Document Type


Publication Title

Tennessee Journal of Law and Policy


Family violence is a continuing social problem that breeds new complexity at every turn. Just as we seem to get a modicum of control over the sheltering of at-risk mothers and children (among other human victims), we find that family pets—dependent creatures endangered by the same violent behavior that threatens their human caretakers—often are left unprotected or under-protected by both law and society. In most cases, pets are unable to be sheltered with human victims of domestic violence due to shelter restrictions. Restrictions on the sheltering of abuse victims with their pets result in difficult choices for human victims who cohabit with pets. Those choices potentially affect the well-being of both the humans and their pets in leaving (and, in some cases, returning to) their violent households.

Animal safe haven programs have stepped up to serve some of this unmet need. These programs agree to take in the cats, dogs, and (in some cases) other pets of domestic violence victims who decide to seek refuge in a shelter. This solution is not without problems, however. Among other things, a victim may decide to return to the abusive household and take the animal with her, subjecting the animal, as well as herself, to renewed abuse.

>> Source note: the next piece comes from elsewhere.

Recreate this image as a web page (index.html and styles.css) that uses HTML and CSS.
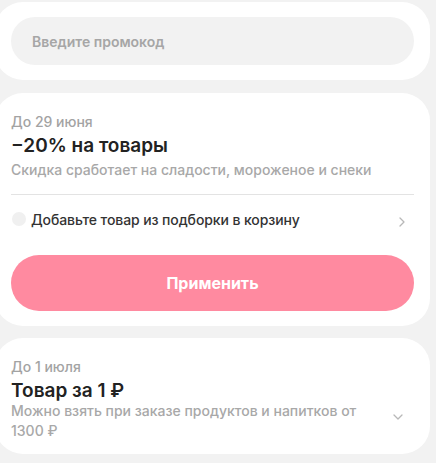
FILE: index.html
```html
<!DOCTYPE html>
<html lang="ru">
<head>
<meta charset="utf-8">
<title>Промокоды</title>
<link rel="stylesheet" href="styles.css">
</head>
<body>

<div class="page">

<div class="card promo">
  <div class="promo-input">Введите промокод</div>
</div>

<div class="card offer">
  <div class="offer-date">До 29 июня</div>
  <div class="offer-title">−20% на товары</div>
  <div class="offer-text">Скидка сработает на сладости, мороженое и снеки</div>
  <div class="divider"></div>
  <div class="task">
    <span class="task-dot"></span>
    <span class="task-text">Добавьте товар из подборки в корзину</span>
    <svg class="chevron-right" width="8" height="12" viewBox="0 0 8 12"><path d="M2 2 L6 6 L2 10" fill="none" stroke="#b8b8b8" stroke-width="1.3" stroke-linecap="round" stroke-linejoin="round"/></svg>
  </div>
  <div class="apply">Применить</div>
</div>

<div class="card offer offer-small">
  <div class="offer-main">
    <div class="offer-date">До 1 июля</div>
    <div class="offer-title">Товар за 1 ₽</div>
    <div class="offer-text">Можно взять при заказе продуктов и напитков от 1300 ₽</div>
  </div>
  <svg class="chevron-down" width="12" height="8" viewBox="0 0 12 8"><path d="M2 2 L6 6 L10 2" fill="none" stroke="#b8b8b8" stroke-width="1.3" stroke-linecap="round" stroke-linejoin="round"/></svg>
</div>

</div> <!-- End of "page" -->

</body>
</html>
```

FILE: styles.css
```css
body {
  margin: 0;
  background-color: #f2f2f2;
  font-family: Inter, "Noto Sans", sans-serif;
  overflow: hidden;
}
div.page {
  display: flex;
  flex-direction: column;
  gap: 13px;
  padding-top: 2px;
}
div.card {
  margin-left: -5px;
  width: 435px;
  box-sizing: border-box;
  padding: 0 16px;
  background-color: #ffffff;
  border-radius: 28px;
}
div.promo {
  padding-top: 15px;
  padding-bottom: 15px;
}
div.promo-input {
  height: 48px;
  border-radius: 24px;
  background-color: #f2f2f2;
  display: flex;
  align-items: center;
  padding-left: 21px;
  font-size: 14px;
  font-weight: 600;
  color: #a6a6a6;
}
div.offer {
  padding-top: 20px;
  padding-bottom: 15px;
}
div.offer-date {
  font-size: 14px;
  line-height: 18px;
  font-weight: 500;
  color: #a3a3a3;
}
div.offer-title {
  margin-top: 2px;
  font-size: 19px;
  line-height: 26px;
  font-weight: 600;
  color: #222222;
}
div.offer-text {
  margin-top: 1px;
  font-size: 14px;
  line-height: 20px;
  font-weight: 500;
  color: #a8a8a8;
}
div.divider {
  margin-top: 14px;
  height: 1px;
  background-color: #e3e3e3;
}
div.task {
  display: flex;
  align-items: center;
  height: 48px;
}
span.task-dot {
  width: 14px;
  height: 14px;
  border-radius: 50%;
  background-color: #f0f0f0;
  margin-right: 5px;
  margin-left: 1px;
}
span.task-text {
  flex: 1;
  font-size: 14px;
  font-weight: 500;
  color: #333333;
  letter-spacing: -0.1px;
}
svg.chevron-right {
  margin-right: 8px;
  margin-top: 6px;
}
div.apply {
  margin-top: 12px;
  height: 56px;
  border-radius: 28px;
  background-color: #ff8aa0;
  display: flex;
  align-items: center;
  justify-content: center;
  font-size: 16px;
  font-weight: 700;
  color: #ffffff;
}
div.offer-small {
  display: flex;
  align-items: center;
  margin-top: -1px;
  padding-bottom: 13px;
}
div.offer-small div.offer-text {
  margin-top: -3px;
}
div.offer-main {
  flex: 1;
  padding-right: 24px;
}
svg.chevron-down {
  margin-right: 10px;
  margin-top: 34px;
}
```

This article addresses this identified weakness of safe haven programs—which we refer to as the safe haven conundrum—and suggests a solution rooted in traditional notions of property and contract law and consistent with related public policy. In the process of doing so, the article panoramically describes the overall societal and legal context in which the issue arises. This background is important to many social and legal issues involving nonhuman animals, not just the protection of animals threatened by violent households.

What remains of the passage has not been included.